Wastewater Injection Directly Linked to Most Quakes in Southern Colorado and Northern New Mexico
Deep underground injection of methane-production wastewater is responsible for the dramatic increase in the number of earthquakes in Colorado and New Mexico since 2001, according to a new study in the Bulletin of the Seismological Society of America. The authors, all scientists with the U.S. Geological Survey, detail several lines of evidence directly linking the injection wells—widely used in hydraulic fracturing, as well as conventional drilling—to the slipping of earthquake faults.

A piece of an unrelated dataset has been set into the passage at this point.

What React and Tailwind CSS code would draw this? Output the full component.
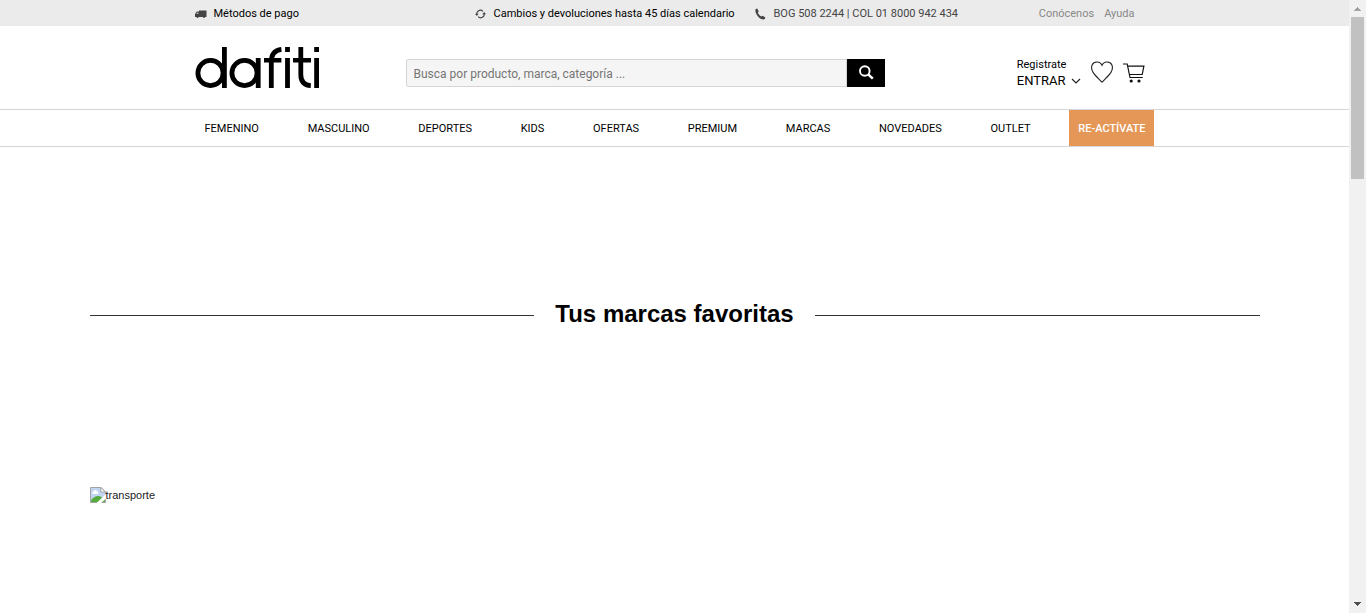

The Ratón Basin, which stretches from southern Colorado into northern New Mexico, was seismically quiet until shortly after major fluid injection began in 1999. Since 2001, there have been 16 magnitude 3.8 earthquakes, including M 5.0 and 5.3, compared to only one in the previous 30 years. The increase is limited to the area of industrial activity and within 3.1 miles of wastewater-injection wells. Beginning in 2001, the production of methane expanded, with the number of high-volume wastewater-disposal wells increasing along with the injection rate. Since mid-2000, the total injection rate across the basin has ranged from 1.5 to 3.6 million barrels per month. In some drought-affected areas, drilling competes with farming for access to diminishing supplies of fresh water.
The evidence suggests that the earthquakes are not linked to hydraulic fracturing (fracking) occurring in the area. Another study, published last month in The Proceedings of the National Academy of Sciences, says that tainted drinking water in areas where natural gas is produced is likely due to leaky wells rather than the fracking process used to release gas from rock.